Out of his portable inventory, I had picked ‘Do Butlers Burgle Banks’, the novel that got me acquainted with Plum. I was never unaware of Wodehouse's existence, I couldn't have been, not when his name was painted all over the house like forest foliage.

Let me spare the details of the novel, for if I begin, I'm afraid it isn't within the power of this article to make me stop. Yet, I can't help but share a line from the book that’ll forever be etched in my memory, ‘Charlie felt nude without a gun on him’. This line was the sole reason for my embarking on a Wodehouse binge. I remember it being outrageous, and never expected to find such a line in a book, of all things.

Throughout the spring of my time with Wodehouse, my father and I would regularly go out to buy his books one after another. The entirety of my summer that year was marked by my achievement of getting through the entirety of his Mr.Mulliner series and immersing myself in a couple of his Wooster & Jeeves instalments.

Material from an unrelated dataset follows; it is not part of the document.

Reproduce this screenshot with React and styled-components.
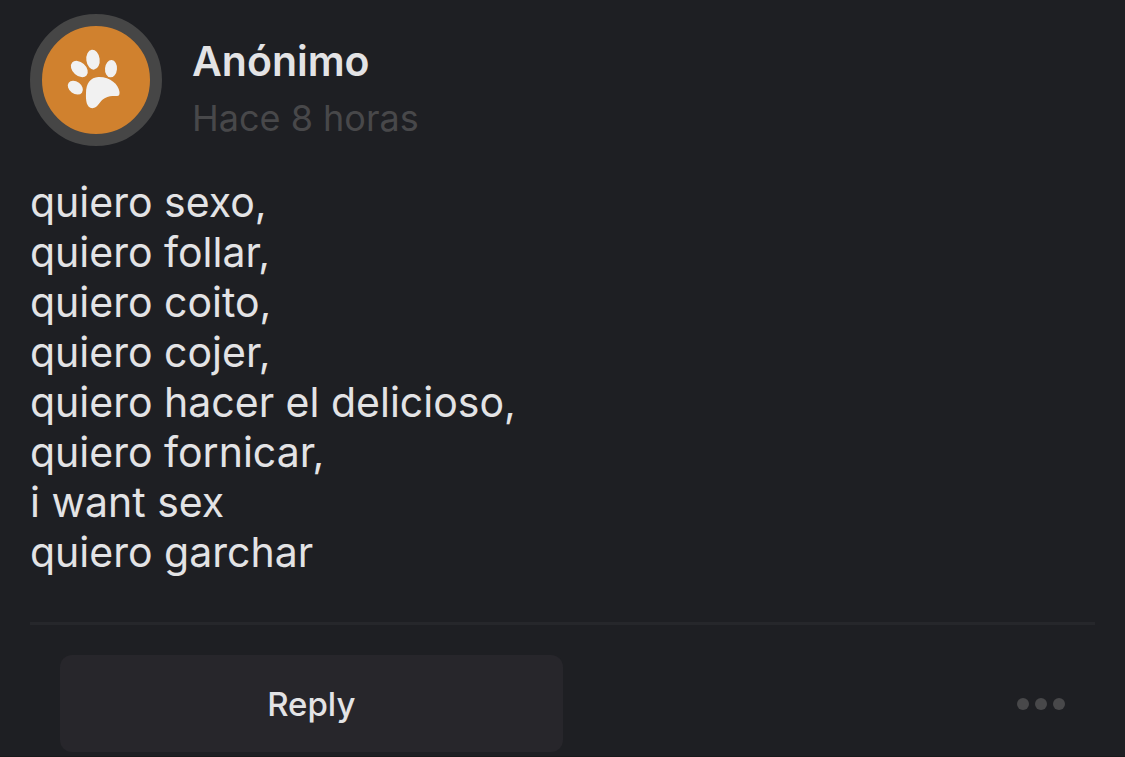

Over the next few years, the stamina I had had slowly died down, but never did it die out completely. It was lying dormant only to be rekindled by his, 'Jeeves and the Yule-tide Spirit' which I had come across during my higher secondary. Every once in a while, I would furtively try to get to reading it under the table during class, but my attempts were futile. School was too distracting. Of late, with no paucity of time, I have gotten back to reading his oeuvre and re-experiencing his masterful wordplay.

PGW is a fun read, well suited for young adults but it is only with age and experience can we genuinely appreciate his genius. A good place to start would be his Jeeves and Wooster collection. Give any of his stories a lick and I assure you that it won't be your last.